— The task —
All the data should come back exactly as it was given.

Stored data:
— start —

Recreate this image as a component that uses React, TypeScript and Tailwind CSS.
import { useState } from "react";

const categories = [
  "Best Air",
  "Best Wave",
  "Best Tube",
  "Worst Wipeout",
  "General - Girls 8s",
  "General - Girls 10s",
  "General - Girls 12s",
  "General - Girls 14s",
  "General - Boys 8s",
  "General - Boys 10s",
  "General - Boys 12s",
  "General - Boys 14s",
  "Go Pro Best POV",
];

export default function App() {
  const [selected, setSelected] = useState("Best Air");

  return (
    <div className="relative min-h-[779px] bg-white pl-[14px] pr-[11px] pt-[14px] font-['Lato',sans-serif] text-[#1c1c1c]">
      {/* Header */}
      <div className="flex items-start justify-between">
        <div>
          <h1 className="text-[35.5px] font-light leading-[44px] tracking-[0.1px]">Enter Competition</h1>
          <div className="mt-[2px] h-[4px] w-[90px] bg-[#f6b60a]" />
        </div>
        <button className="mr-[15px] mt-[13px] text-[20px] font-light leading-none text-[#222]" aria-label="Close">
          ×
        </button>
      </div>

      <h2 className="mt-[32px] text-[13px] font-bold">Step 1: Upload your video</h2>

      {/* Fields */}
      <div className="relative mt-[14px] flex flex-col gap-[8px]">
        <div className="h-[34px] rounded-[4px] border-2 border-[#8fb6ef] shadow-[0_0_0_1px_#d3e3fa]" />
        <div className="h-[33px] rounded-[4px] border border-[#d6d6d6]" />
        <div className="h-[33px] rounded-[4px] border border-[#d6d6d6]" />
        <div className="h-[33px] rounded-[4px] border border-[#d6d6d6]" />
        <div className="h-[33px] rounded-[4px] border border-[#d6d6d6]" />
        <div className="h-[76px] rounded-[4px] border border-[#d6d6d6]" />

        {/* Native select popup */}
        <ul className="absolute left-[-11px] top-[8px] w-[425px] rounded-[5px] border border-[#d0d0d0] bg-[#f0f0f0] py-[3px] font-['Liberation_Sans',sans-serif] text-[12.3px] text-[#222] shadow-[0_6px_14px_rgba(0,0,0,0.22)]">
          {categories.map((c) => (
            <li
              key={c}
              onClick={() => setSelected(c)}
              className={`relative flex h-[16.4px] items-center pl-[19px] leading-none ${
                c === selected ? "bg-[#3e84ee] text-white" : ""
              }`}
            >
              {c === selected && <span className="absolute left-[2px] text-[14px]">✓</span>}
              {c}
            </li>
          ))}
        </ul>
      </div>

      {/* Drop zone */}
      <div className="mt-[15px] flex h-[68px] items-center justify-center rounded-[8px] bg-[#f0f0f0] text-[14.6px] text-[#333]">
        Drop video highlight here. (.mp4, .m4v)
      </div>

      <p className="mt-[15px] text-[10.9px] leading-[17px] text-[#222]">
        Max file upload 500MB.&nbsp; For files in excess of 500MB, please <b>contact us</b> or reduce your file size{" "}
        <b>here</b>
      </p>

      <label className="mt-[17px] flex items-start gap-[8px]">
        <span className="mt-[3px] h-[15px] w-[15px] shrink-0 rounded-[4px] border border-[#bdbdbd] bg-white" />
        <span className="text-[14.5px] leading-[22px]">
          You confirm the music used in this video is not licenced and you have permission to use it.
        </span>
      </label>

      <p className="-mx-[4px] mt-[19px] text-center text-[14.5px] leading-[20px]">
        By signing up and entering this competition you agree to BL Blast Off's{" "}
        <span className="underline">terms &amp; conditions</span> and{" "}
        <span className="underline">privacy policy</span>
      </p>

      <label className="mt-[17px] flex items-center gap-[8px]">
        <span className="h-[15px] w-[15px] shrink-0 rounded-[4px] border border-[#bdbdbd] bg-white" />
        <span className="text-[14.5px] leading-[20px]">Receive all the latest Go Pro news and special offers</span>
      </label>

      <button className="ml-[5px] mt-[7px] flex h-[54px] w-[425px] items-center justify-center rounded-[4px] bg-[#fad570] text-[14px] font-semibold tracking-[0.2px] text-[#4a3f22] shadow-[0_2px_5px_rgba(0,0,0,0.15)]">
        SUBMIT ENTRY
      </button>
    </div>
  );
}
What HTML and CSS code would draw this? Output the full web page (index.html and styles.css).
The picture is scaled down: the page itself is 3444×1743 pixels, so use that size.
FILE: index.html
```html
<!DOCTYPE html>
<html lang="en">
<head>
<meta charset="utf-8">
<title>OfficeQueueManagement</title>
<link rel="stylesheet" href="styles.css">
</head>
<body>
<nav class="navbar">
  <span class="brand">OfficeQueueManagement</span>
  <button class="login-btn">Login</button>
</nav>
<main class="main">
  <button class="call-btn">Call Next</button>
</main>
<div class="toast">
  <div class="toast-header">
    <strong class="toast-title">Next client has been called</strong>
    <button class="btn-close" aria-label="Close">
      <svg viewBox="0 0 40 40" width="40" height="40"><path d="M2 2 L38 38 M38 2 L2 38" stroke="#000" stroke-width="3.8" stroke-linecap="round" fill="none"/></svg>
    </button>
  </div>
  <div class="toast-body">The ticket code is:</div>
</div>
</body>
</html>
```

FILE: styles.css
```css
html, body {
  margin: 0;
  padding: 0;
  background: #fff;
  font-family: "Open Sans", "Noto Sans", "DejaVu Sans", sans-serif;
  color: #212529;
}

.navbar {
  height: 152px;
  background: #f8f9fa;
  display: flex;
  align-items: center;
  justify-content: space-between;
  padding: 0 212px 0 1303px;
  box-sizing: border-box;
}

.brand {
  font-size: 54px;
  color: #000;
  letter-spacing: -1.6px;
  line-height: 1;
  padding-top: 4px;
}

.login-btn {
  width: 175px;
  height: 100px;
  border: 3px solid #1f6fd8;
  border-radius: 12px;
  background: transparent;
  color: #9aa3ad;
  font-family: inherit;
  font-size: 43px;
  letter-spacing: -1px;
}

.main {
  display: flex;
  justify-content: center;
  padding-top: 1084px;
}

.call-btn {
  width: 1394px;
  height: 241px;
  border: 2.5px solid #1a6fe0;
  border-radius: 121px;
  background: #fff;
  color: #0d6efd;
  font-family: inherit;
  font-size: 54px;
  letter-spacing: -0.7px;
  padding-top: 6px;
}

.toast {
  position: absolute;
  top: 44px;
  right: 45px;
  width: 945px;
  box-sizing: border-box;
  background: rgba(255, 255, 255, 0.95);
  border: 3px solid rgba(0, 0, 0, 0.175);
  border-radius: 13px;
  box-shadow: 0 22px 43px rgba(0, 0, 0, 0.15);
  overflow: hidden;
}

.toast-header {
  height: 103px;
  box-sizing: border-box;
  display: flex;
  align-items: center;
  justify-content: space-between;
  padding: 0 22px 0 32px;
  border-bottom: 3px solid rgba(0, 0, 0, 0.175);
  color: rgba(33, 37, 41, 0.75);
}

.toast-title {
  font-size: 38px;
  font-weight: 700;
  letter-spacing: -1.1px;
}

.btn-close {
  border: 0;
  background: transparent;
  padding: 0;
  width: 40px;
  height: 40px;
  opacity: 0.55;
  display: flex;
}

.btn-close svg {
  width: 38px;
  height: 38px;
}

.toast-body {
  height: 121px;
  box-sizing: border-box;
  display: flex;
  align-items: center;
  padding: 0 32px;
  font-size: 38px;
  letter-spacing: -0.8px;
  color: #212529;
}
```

— end —

— Full response —
Recreate this image as a component that uses React, TypeScript and Tailwind CSS.
import { useState } from "react";

const categories = [
  "Best Air",
  "Best Wave",
  "Best Tube",
  "Worst Wipeout",
  "General - Girls 8s",
  "General - Girls 10s",
  "General - Girls 12s",
  "General - Girls 14s",
  "General - Boys 8s",
  "General - Boys 10s",
  "General - Boys 12s",
  "General - Boys 14s",
  "Go Pro Best POV",
];

export default function App() {
  const [selected, setSelected] = useState("Best Air");

  return (
    <div className="relative min-h-[779px] bg-white pl-[14px] pr-[11px] pt-[14px] font-['Lato',sans-serif] text-[#1c1c1c]">
      {/* Header */}
      <div className="flex items-start justify-between">
        <div>
          <h1 className="text-[35.5px] font-light leading-[44px] tracking-[0.1px]">Enter Competition</h1>
          <div className="mt-[2px] h-[4px] w-[90px] bg-[#f6b60a]" />
        </div>
        <button className="mr-[15px] mt-[13px] text-[20px] font-light leading-none text-[#222]" aria-label="Close">
          ×
        </button>
      </div>

      <h2 className="mt-[32px] text-[13px] font-bold">Step 1: Upload your video</h2>

      {/* Fields */}
      <div className="relative mt-[14px] flex flex-col gap-[8px]">
        <div className="h-[34px] rounded-[4px] border-2 border-[#8fb6ef] shadow-[0_0_0_1px_#d3e3fa]" />
        <div className="h-[33px] rounded-[4px] border border-[#d6d6d6]" />
        <div className="h-[33px] rounded-[4px] border border-[#d6d6d6]" />
        <div className="h-[33px] rounded-[4px] border border-[#d6d6d6]" />
        <div className="h-[33px] rounded-[4px] border border-[#d6d6d6]" />
        <div className="h-[76px] rounded-[4px] border border-[#d6d6d6]" />

        {/* Native select popup */}
        <ul className="absolute left-[-11px] top-[8px] w-[425px] rounded-[5px] border border-[#d0d0d0] bg-[#f0f0f0] py-[3px] font-['Liberation_Sans',sans-serif] text-[12.3px] text-[#222] shadow-[0_6px_14px_rgba(0,0,0,0.22)]">
          {categories.map((c) => (
            <li
              key={c}
              onClick={() => setSelected(c)}
              className={`relative flex h-[16.4px] items-center pl-[19px] leading-none ${
                c === selected ? "bg-[#3e84ee] text-white" : ""
              }`}
            >
              {c === selected && <span className="absolute left-[2px] text-[14px]">✓</span>}
              {c}
            </li>
          ))}
        </ul>
      </div>

      {/* Drop zone */}
      <div className="mt-[15px] flex h-[68px] items-center justify-center rounded-[8px] bg-[#f0f0f0] text-[14.6px] text-[#333]">
        Drop video highlight here. (.mp4, .m4v)
      </div>

      <p className="mt-[15px] text-[10.9px] leading-[17px] text-[#222]">
        Max file upload 500MB.&nbsp; For files in excess of 500MB, please <b>contact us</b> or reduce your file size{" "}
        <b>here</b>
      </p>

      <label className="mt-[17px] flex items-start gap-[8px]">
        <span className="mt-[3px] h-[15px] w-[15px] shrink-0 rounded-[4px] border border-[#bdbdbd] bg-white" />
        <span className="text-[14.5px] leading-[22px]">
          You confirm the music used in this video is not licenced and you have permission to use it.
        </span>
      </label>

      <p className="-mx-[4px] mt-[19px] text-center text-[14.5px] leading-[20px]">
        By signing up and entering this competition you agree to BL Blast Off's{" "}
        <span className="underline">terms &amp; conditions</span> and{" "}
        <span className="underline">privacy policy</span>
      </p>

      <label className="mt-[17px] flex items-center gap-[8px]">
        <span className="h-[15px] w-[15px] shrink-0 rounded-[4px] border border-[#bdbdbd] bg-white" />
        <span className="text-[14.5px] leading-[20px]">Receive all the latest Go Pro news and special offers</span>
      </label>

      <button className="ml-[5px] mt-[7px] flex h-[54px] w-[425px] items-center justify-center rounded-[4px] bg-[#fad570] text-[14px] font-semibold tracking-[0.2px] text-[#4a3f22] shadow-[0_2px_5px_rgba(0,0,0,0.15)]">
        SUBMIT ENTRY
      </button>
    </div>
  );
}
What HTML and CSS code would draw this? Output the full web page (index.html and styles.css).
The picture is scaled down: the page itself is 3444×1743 pixels, so use that size.
FILE: index.html
```html
<!DOCTYPE html>
<html lang="en">
<head>
<meta charset="utf-8">
<title>OfficeQueueManagement</title>
<link rel="stylesheet" href="styles.css">
</head>
<body>
<nav class="navbar">
  <span class="brand">OfficeQueueManagement</span>
  <button class="login-btn">Login</button>
</nav>
<main class="main">
  <button class="call-btn">Call Next</button>
</main>
<div class="toast">
  <div class="toast-header">
    <strong class="toast-title">Next client has been called</strong>
    <button class="btn-close" aria-label="Close">
      <svg viewBox="0 0 40 40" width="40" height="40"><path d="M2 2 L38 38 M38 2 L2 38" stroke="#000" stroke-width="3.8" stroke-linecap="round" fill="none"/></svg>
    </button>
  </div>
  <div class="toast-body">The ticket code is:</div>
</div>
</body>
</html>
```

FILE: styles.css
```css
html, body {
  margin: 0;
  padding: 0;
  background: #fff;
  font-family: "Open Sans", "Noto Sans", "DejaVu Sans", sans-serif;
  color: #212529;
}

.navbar {
  height: 152px;
  background: #f8f9fa;
  display: flex;
  align-items: center;
  justify-content: space-between;
  padding: 0 212px 0 1303px;
  box-sizing: border-box;
}

.brand {
  font-size: 54px;
  color: #000;
  letter-spacing: -1.6px;
  line-height: 1;
  padding-top: 4px;
}

.login-btn {
  width: 175px;
  height: 100px;
  border: 3px solid #1f6fd8;
  border-radius: 12px;
  background: transparent;
  color: #9aa3ad;
  font-family: inherit;
  font-size: 43px;
  letter-spacing: -1px;
}

.main {
  display: flex;
  justify-content: center;
  padding-top: 1084px;
}

.call-btn {
  width: 1394px;
  height: 241px;
  border: 2.5px solid #1a6fe0;
  border-radius: 121px;
  background: #fff;
  color: #0d6efd;
  font-family: inherit;
  font-size: 54px;
  letter-spacing: -0.7px;
  padding-top: 6px;
}

.toast {
  position: absolute;
  top: 44px;
  right: 45px;
  width: 945px;
  box-sizing: border-box;
  background: rgba(255, 255, 255, 0.95);
  border: 3px solid rgba(0, 0, 0, 0.175);
  border-radius: 13px;
  box-shadow: 0 22px 43px rgba(0, 0, 0, 0.15);
  overflow: hidden;
}

.toast-header {
  height: 103px;
  box-sizing: border-box;
  display: flex;
  align-items: center;
  justify-content: space-between;
  padding: 0 22px 0 32px;
  border-bottom: 3px solid rgba(0, 0, 0, 0.175);
  color: rgba(33, 37, 41, 0.75);
}

.toast-title {
  font-size: 38px;
  font-weight: 700;
  letter-spacing: -1.1px;
}

.btn-close {
  border: 0;
  background: transparent;
  padding: 0;
  width: 40px;
  height: 40px;
  opacity: 0.55;
  display: flex;
}

.btn-close svg {
  width: 38px;
  height: 38px;
}

.toast-body {
  height: 121px;
  box-sizing: border-box;
  display: flex;
  align-items: center;
  padding: 0 32px;
  font-size: 38px;
  letter-spacing: -0.8px;
  color: #212529;
}
```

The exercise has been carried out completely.